** Start INFORMATION SHOWN **

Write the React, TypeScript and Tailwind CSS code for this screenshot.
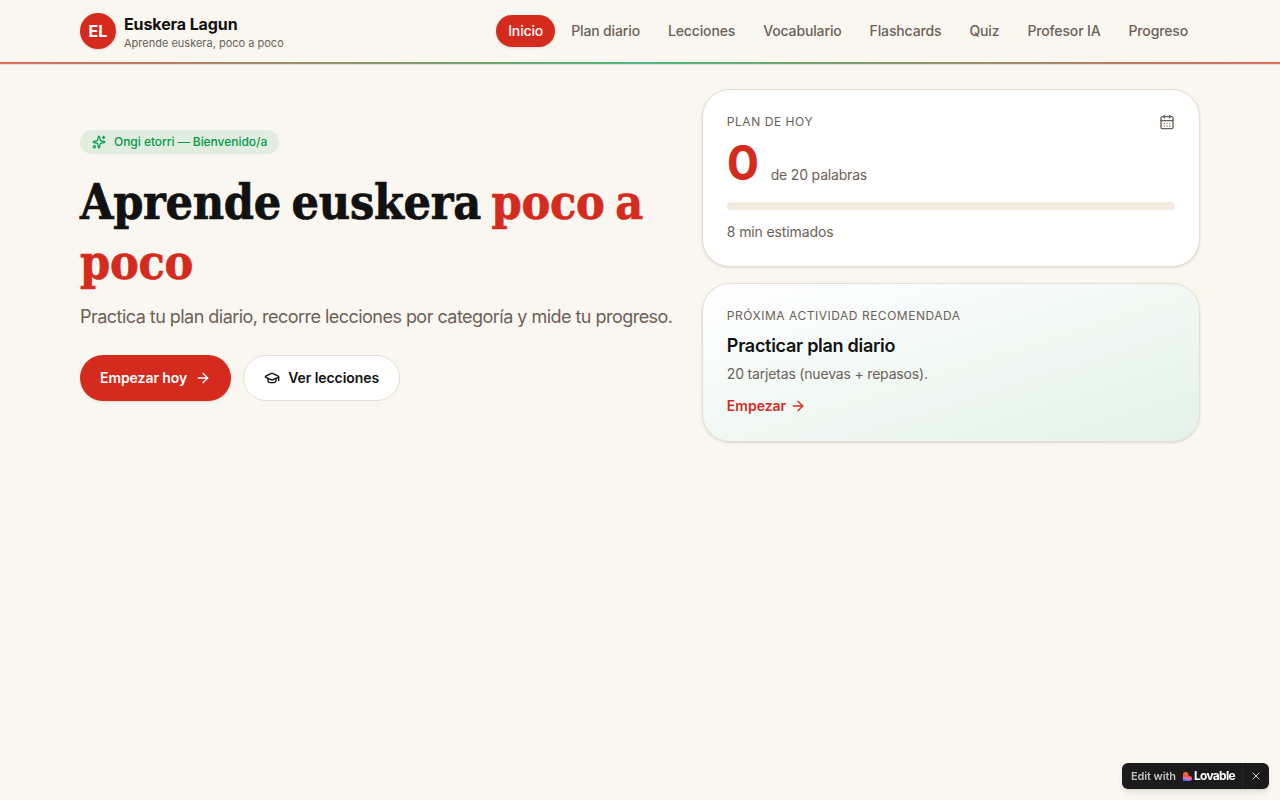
import { ArrowRight, CalendarDays, GraduationCap, Sparkles, X } from "lucide-react";

const navItems = [
  { label: "Inicio", href: "#inicio", active: true },
  { label: "Plan diario", href: "#plan" },
  { label: "Lecciones", href: "#lecciones" },
  { label: "Vocabulario", href: "#vocabulario" },
  { label: "Flashcards", href: "#flashcards" },
  { label: "Quiz", href: "#quiz" },
  { label: "Profesor IA", href: "#profesor" },
  { label: "Progreso", href: "#progreso" },
];

const plan = { done: 0, total: 20, minutes: 8 };

function Header() {
  return (
    <header className="border-b border-[#e6dfd0]">
      <div className="mx-auto flex h-[62px] w-[1120px] items-center justify-between">
        <a href="#inicio" className="flex items-center gap-2">
          <span className="flex size-9 items-center justify-center rounded-full bg-[#d52b1e] text-base font-bold text-white shadow-sm">
            EL
          </span>
          <span className="flex flex-col pt-0.5">
            <span className="text-base leading-5 font-bold tracking-[-0.1px]">Euskera Lagun</span>
            <span className="mt-0.5 text-[11px] leading-[14px] text-[#6b6157]">
              Aprende euskera, poco a poco
            </span>
          </span>
        </a>
        <nav className="flex items-center gap-1 tracking-[-0.14px]">
          {navItems.map((item) => (
            <a
              key={item.href}
              href={item.href}
              className={
                item.active
                  ? "rounded-full bg-[#d52b1e] px-3 py-1.5 text-sm font-medium text-white shadow-sm"
                  : "rounded-full px-3 py-1.5 text-sm font-medium text-[#6b6157]"
              }
            >
              {item.label}
            </a>
          ))}
        </nav>
      </div>
      <div className="h-0.5 bg-linear-to-r/srgb from-[#e06b5b] via-[#4dba7b] to-[#e06b5b]" />
    </header>
  );
}

function Hero() {
  return (
    <section>
      <span className="flex h-6 w-fit items-center gap-2 rounded-full bg-[#e1eddf] px-3 text-xs font-medium tracking-[-0.04px] text-[#009b48]">
        <Sparkles size={14} />
        Ongi etorri — Bienvenido/a
      </span>
      <h1 className="mt-[18px] font-['DejaVu_Serif_Condensed','DejaVu_Serif',serif] text-[48px] leading-[60px] font-bold tracking-[-0.3px] [word-spacing:-4px] [-webkit-text-stroke:0.7px]">
        Aprende euskera <span className="text-[#d52b1e]">poco a poco</span>
      </h1>
      <p className="mt-2.5 text-lg leading-[29px] tracking-[-0.53px] whitespace-nowrap text-[#6b6157]">
        Practica tu plan diario, recorre lecciones por categoría y mide tu progreso.
      </p>
      <div className="mt-6 flex gap-3">
        <button className="flex h-[46px] items-center gap-2 rounded-full bg-[#d52b1e] px-5 text-sm font-semibold tracking-[-0.07px] text-white shadow-sm">
          Empezar hoy
          <ArrowRight size={16} />
        </button>
        <button className="flex h-[46px] items-center gap-2 rounded-full border border-[#e6dfd0] bg-white px-5 text-sm font-semibold tracking-[-0.07px]">
          <GraduationCap size={16} />
          Ver lecciones
        </button>
      </div>
    </section>
  );
}

function PlanCard() {
  return (
    <section className="rounded-[28px] border border-[#e6dfd0] bg-white p-6 shadow-sm">
      <div className="flex h-4 items-center justify-between text-[#6b6157]">
        <h2 className="text-xs tracking-[0.55px] uppercase">Plan de hoy</h2>
        <CalendarDays size={16} />
      </div>
      <div className="mt-2 flex h-12 items-end gap-3">
        <span className="text-5xl leading-[46px] font-bold tracking-[-0.5px] text-[#d52b1e]">
          {plan.done}
        </span>
        <span className="pb-px text-sm tracking-[-0.18px] text-[#6b6157]">
          de {plan.total} palabras
        </span>
      </div>
      <div className="mt-4 h-2 overflow-hidden rounded-full bg-[#f2ebdf]">
        <div
          className="h-full bg-[#d52b1e]"
          style={{ width: `${(plan.done / plan.total) * 100}%` }}
        />
      </div>
      <p className="mt-3 text-sm tracking-[-0.12px] text-[#6b6157]">{plan.minutes} min estimados</p>
    </section>
  );
}

function NextActivityCard() {
  return (
    <section className="h-[159px] rounded-[28px] border border-[#e6dfd0] bg-linear-to-br/srgb from-white to-[#e3f2ea] p-6 shadow-sm">
      <h2 className="text-xs tracking-[0.52px] text-[#6b6157] uppercase">
        Próxima actividad recomendada
      </h2>
      <h3 className="mt-2 text-lg font-semibold tracking-[-0.28px]">Practicar plan diario</h3>
      <p className="mt-1 text-sm tracking-[-0.18px] text-[#6b6157]">
        20 tarjetas (nuevas + repasos).
      </p>
      <a
        href="#plan"
        className="mt-3 flex w-fit items-center gap-1 text-sm font-semibold text-[#d52b1e]"
      >
        Empezar
        <ArrowRight size={16} />
      </a>
    </section>
  );
}

function LovableMark() {
  return (
    <svg viewBox="0 0 18 18" className="size-[9px]">
      <defs>
        <linearGradient id="lovable" x1="0.6" y1="0" x2="0.4" y2="1">
          <stop offset="0.2" stopColor="#ff6a1a" />
          <stop offset="0.5" stopColor="#fe5045" />
          <stop offset="0.7" stopColor="#f66bc5" />
          <stop offset="0.95" stopColor="#4b73ff" />
        </linearGradient>
      </defs>
      <path
        d="M0 5.4a5.4 5.4 0 0 1 10.8 0v2h1.8a5.3 5.3 0 0 1 0 10.6H0z"
        fill="url(#lovable)"
      />
    </svg>
  );
}

function EditBadge() {
  return (
    <aside className="fixed right-[11px] bottom-[11px] flex h-[26px] w-[147px] items-center rounded-md bg-[#1b1b1b] shadow-md">
      <a href="#lovable" className="flex h-full w-[120px] items-center pl-[9px] text-[#c5c1ba]">
        <span className="text-[11px] font-semibold tracking-[-0.1px]">Edit with</span>
        <span className="ml-[7px] flex items-center gap-0.5">
          <LovableMark />
          <span className="text-xs font-bold tracking-[-0.7px] text-white">Lovable</span>
        </span>
      </a>
      <button
        aria-label="Cerrar"
        className="flex h-full flex-1 items-center justify-center border-l border-[#242424] pr-px text-[#d8d5cf]"
      >
        <X size={12} />
      </button>
    </aside>
  );
}

export default function App() {
  return (
    <div className="min-h-screen bg-[#faf7f0] font-[Inter,sans-serif] text-[#111111]">
      <Header />
      <main className="mx-auto grid w-[1120px] grid-cols-[1.2fr_1fr] items-center gap-6 py-6">
        <Hero />
        <div className="flex flex-col gap-4">
          <PlanCard />
          <NextActivityCard />
        </div>
      </main>
      <EditBadge />
    </div>
  );
}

** End INFORMATION SHOWN **

PROBLEM:
Pictures are excluded: retype only the lines from the beginning of the listing above through the line with "20, minutes: 8", both included.

EXERCISE SOLUTION:
Write the React, TypeScript and Tailwind CSS code for this screenshot.
import { ArrowRight, CalendarDays, GraduationCap, Sparkles, X } from "lucide-react";

const navItems = [
  { label: "Inicio", href: "#inicio", active: true },
  { label: "Plan diario", href: "#plan" },
  { label: "Lecciones", href: "#lecciones" },
  { label: "Vocabulario", href: "#vocabulario" },
  { label: "Flashcards", href: "#flashcards" },
  { label: "Quiz", href: "#quiz" },
  { label: "Profesor IA", href: "#profesor" },
  { label: "Progreso", href: "#progreso" },
];

const plan = { done: 0, total: 20, minutes: 8 };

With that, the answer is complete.